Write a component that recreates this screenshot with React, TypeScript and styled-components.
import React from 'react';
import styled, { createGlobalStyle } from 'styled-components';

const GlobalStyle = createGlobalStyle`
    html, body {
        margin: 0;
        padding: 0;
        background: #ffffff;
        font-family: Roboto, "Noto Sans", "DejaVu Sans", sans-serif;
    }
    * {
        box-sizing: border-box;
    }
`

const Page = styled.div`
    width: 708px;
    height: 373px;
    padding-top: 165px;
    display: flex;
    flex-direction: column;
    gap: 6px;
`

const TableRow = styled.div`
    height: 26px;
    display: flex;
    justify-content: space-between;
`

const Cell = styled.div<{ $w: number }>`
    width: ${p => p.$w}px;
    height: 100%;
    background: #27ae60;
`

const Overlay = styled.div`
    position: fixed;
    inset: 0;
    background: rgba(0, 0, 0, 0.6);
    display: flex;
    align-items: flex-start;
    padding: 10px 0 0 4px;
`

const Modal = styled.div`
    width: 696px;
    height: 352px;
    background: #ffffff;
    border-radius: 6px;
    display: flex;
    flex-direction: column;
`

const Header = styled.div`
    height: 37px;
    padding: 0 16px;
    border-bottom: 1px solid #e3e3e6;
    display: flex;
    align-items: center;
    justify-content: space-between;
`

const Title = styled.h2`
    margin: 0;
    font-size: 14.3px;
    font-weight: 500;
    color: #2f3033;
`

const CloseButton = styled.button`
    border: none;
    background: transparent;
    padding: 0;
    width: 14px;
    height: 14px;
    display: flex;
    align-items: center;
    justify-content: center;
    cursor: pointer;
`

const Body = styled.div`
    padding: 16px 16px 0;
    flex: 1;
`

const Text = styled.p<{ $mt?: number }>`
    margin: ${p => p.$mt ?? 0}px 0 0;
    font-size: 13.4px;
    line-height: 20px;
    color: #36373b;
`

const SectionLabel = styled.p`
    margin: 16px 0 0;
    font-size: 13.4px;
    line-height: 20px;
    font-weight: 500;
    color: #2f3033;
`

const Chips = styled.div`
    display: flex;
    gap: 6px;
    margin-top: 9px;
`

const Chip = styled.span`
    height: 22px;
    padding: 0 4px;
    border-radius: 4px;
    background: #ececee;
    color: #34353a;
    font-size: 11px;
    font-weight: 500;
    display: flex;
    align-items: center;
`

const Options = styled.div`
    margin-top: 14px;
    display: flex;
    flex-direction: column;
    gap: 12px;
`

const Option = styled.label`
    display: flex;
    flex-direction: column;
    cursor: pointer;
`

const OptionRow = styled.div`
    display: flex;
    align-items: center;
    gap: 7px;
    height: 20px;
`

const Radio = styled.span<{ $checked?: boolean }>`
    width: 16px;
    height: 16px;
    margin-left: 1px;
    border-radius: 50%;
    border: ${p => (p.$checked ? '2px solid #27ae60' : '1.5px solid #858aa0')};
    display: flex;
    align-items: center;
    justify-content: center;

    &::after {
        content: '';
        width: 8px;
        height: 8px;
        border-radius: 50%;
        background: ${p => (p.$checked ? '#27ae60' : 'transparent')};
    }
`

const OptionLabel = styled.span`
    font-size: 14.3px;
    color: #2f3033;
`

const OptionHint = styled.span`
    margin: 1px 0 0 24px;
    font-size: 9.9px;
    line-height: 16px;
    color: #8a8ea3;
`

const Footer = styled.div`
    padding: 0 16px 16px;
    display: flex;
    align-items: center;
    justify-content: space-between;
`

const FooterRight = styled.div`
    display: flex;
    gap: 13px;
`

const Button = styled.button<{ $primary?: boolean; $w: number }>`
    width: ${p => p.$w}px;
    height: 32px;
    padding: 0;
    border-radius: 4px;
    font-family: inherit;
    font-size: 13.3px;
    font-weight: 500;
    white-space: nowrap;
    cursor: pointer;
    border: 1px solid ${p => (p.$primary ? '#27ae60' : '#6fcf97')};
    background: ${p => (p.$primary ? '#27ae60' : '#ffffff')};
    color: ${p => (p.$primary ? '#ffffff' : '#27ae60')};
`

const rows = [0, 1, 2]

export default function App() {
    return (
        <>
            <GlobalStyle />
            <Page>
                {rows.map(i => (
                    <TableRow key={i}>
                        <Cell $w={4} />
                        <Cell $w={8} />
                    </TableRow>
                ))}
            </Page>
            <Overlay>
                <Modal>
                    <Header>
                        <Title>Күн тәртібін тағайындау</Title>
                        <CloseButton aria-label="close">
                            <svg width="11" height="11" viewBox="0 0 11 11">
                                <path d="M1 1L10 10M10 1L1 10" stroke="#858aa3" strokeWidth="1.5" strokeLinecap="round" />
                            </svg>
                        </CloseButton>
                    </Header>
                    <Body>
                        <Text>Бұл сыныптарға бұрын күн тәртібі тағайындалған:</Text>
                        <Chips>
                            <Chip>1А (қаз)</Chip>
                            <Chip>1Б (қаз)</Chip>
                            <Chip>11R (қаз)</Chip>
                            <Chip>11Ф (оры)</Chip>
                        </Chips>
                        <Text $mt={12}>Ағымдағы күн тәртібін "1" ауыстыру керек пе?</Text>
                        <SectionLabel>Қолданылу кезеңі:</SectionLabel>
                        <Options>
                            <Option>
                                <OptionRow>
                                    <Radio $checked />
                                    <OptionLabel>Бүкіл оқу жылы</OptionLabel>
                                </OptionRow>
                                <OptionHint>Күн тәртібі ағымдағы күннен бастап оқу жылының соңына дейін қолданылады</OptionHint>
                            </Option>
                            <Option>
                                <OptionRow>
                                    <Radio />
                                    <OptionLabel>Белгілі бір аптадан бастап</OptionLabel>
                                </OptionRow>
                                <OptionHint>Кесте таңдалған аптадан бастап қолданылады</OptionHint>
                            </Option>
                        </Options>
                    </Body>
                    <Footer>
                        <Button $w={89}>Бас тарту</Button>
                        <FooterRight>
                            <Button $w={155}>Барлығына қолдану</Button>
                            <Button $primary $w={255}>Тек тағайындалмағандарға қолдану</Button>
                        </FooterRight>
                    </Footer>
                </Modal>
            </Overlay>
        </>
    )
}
===
What is being asked: The lines above should be duplicated exactly.

Response for this exercise:
Write a component that recreates this screenshot with React, TypeScript and styled-components.
import React from 'react';
import styled, { createGlobalStyle } from 'styled-components';

const GlobalStyle = createGlobalStyle`
    html, body {
        margin: 0;
        padding: 0;
        background: #ffffff;
        font-family: Roboto, "Noto Sans", "DejaVu Sans", sans-serif;
    }
    * {
        box-sizing: border-box;
    }
`

const Page = styled.div`
    width: 708px;
    height: 373px;
    padding-top: 165px;
    display: flex;
    flex-direction: column;
    gap: 6px;
`

const TableRow = styled.div`
    height: 26px;
    display: flex;
    justify-content: space-between;
`

const Cell = styled.div<{ $w: number }>`
    width: ${p => p.$w}px;
    height: 100%;
    background: #27ae60;
`

const Overlay = styled.div`
    position: fixed;
    inset: 0;
    background: rgba(0, 0, 0, 0.6);
    display: flex;
    align-items: flex-start;
    padding: 10px 0 0 4px;
`

const Modal = styled.div`
    width: 696px;
    height: 352px;
    background: #ffffff;
    border-radius: 6px;
    display: flex;
    flex-direction: column;
`

const Header = styled.div`
    height: 37px;
    padding: 0 16px;
    border-bottom: 1px solid #e3e3e6;
    display: flex;
    align-items: center;
    justify-content: space-between;
`

const Title = styled.h2`
    margin: 0;
    font-size: 14.3px;
    font-weight: 500;
    color: #2f3033;
`

const CloseButton = styled.button`
    border: none;
    background: transparent;
    padding: 0;
    width: 14px;
    height: 14px;
    display: flex;
    align-items: center;
    justify-content: center;
    cursor: pointer;
`

const Body = styled.div`
    padding: 16px 16px 0;
    flex: 1;
`

const Text = styled.p<{ $mt?: number }>`
    margin: ${p => p.$mt ?? 0}px 0 0;
    font-size: 13.4px;
    line-height: 20px;
    color: #36373b;
`

const SectionLabel = styled.p`
    margin: 16px 0 0;
    font-size: 13.4px;
    line-height: 20px;
    font-weight: 500;
    color: #2f3033;
`

const Chips = styled.div`
    display: flex;
    gap: 6px;
    margin-top: 9px;
`

const Chip = styled.span`
    height: 22px;
    padding: 0 4px;
    border-radius: 4px;
    background: #ececee;
    color: #34353a;
    font-size: 11px;
    font-weight: 500;
    display: flex;
    align-items: center;
`

const Options = styled.div`
    margin-top: 14px;
    display: flex;
    flex-direction: column;
    gap: 12px;
`

const Option = styled.label`
    display: flex;
    flex-direction: column;
    cursor: pointer;
`

const OptionRow = styled.div`
    display: flex;
    align-items: center;
    gap: 7px;
    height: 20px;
`

const Radio = styled.span<{ $checked?: boolean }>`
    width: 16px;
    height: 16px;
    margin-left: 1px;
    border-radius: 50%;
    border: ${p => (p.$checked ? '2px solid #27ae60' : '1.5px solid #858aa0')};
    display: flex;
    align-items: center;
    justify-content: center;

    &::after {
        content: '';
        width: 8px;
        height: 8px;
        border-radius: 50%;
        background: ${p => (p.$checked ? '#27ae60' : 'transparent')};
    }
`

const OptionLabel = styled.span`
    font-size: 14.3px;
    color: #2f3033;
`

const OptionHint = styled.span`
    margin: 1px 0 0 24px;
    font-size: 9.9px;
    line-height: 16px;
    color: #8a8ea3;
`

const Footer = styled.div`
    padding: 0 16px 16px;
    display: flex;
    align-items: center;
    justify-content: space-between;
`

const FooterRight = styled.div`
    display: flex;
    gap: 13px;
`

const Button = styled.button<{ $primary?: boolean; $w: number }>`
    width: ${p => p.$w}px;
    height: 32px;
    padding: 0;
    border-radius: 4px;
    font-family: inherit;
    font-size: 13.3px;
    font-weight: 500;
    white-space: nowrap;
    cursor: pointer;
    border: 1px solid ${p => (p.$primary ? '#27ae60' : '#6fcf97')};
    background: ${p => (p.$primary ? '#27ae60' : '#ffffff')};
    color: ${p => (p.$primary ? '#ffffff' : '#27ae60')};
`

const rows = [0, 1, 2]

export default function App() {
    return (
        <>
            <GlobalStyle />
            <Page>
                {rows.map(i => (
                    <TableRow key={i}>
                        <Cell $w={4} />
                        <Cell $w={8} />
                    </TableRow>
                ))}
            </Page>
            <Overlay>
                <Modal>
                    <Header>
                        <Title>Күн тәртібін тағайындау</Title>
                        <CloseButton aria-label="close">
                            <svg width="11" height="11" viewBox="0 0 11 11">
                                <path d="M1 1L10 10M10 1L1 10" stroke="#858aa3" strokeWidth="1.5" strokeLinecap="round" />
                            </svg>
                        </CloseButton>
                    </Header>
                    <Body>
                        <Text>Бұл сыныптарға бұрын күн тәртібі тағайындалған:</Text>
                        <Chips>
                            <Chip>1А (қаз)</Chip>
                            <Chip>1Б (қаз)</Chip>
                            <Chip>11R (қаз)</Chip>
                            <Chip>11Ф (оры)</Chip>
                        </Chips>
                        <Text $mt={12}>Ағымдағы күн тәртібін "1" ауыстыру керек пе?</Text>
                        <SectionLabel>Қолданылу кезеңі:</SectionLabel>
                        <Options>
                            <Option>
                                <OptionRow>
                                    <Radio $checked />
                                    <OptionLabel>Бүкіл оқу жылы</OptionLabel>
                                </OptionRow>
                                <OptionHint>Күн тәртібі ағымдағы күннен бастап оқу жылының соңына дейін қолданылады</OptionHint>
                            </Option>
                            <Option>
                                <OptionRow>
                                    <Radio />
                                    <OptionLabel>Белгілі бір аптадан бастап</OptionLabel>
                                </OptionRow>
                                <OptionHint>Кесте таңдалған аптадан бастап қолданылады</OptionHint>
                            </Option>
                        </Options>
                    </Body>
                    <Footer>
                        <Button $w={89}>Бас тарту</Button>
                        <FooterRight>
                            <Button $w={155}>Барлығына қолдану</Button>
                            <Button $primary $w={255}>Тек тағайындалмағандарға қолдану</Button>
                        </FooterRight>
                    </Footer>
                </Modal>
            </Overlay>
        </>
    )
}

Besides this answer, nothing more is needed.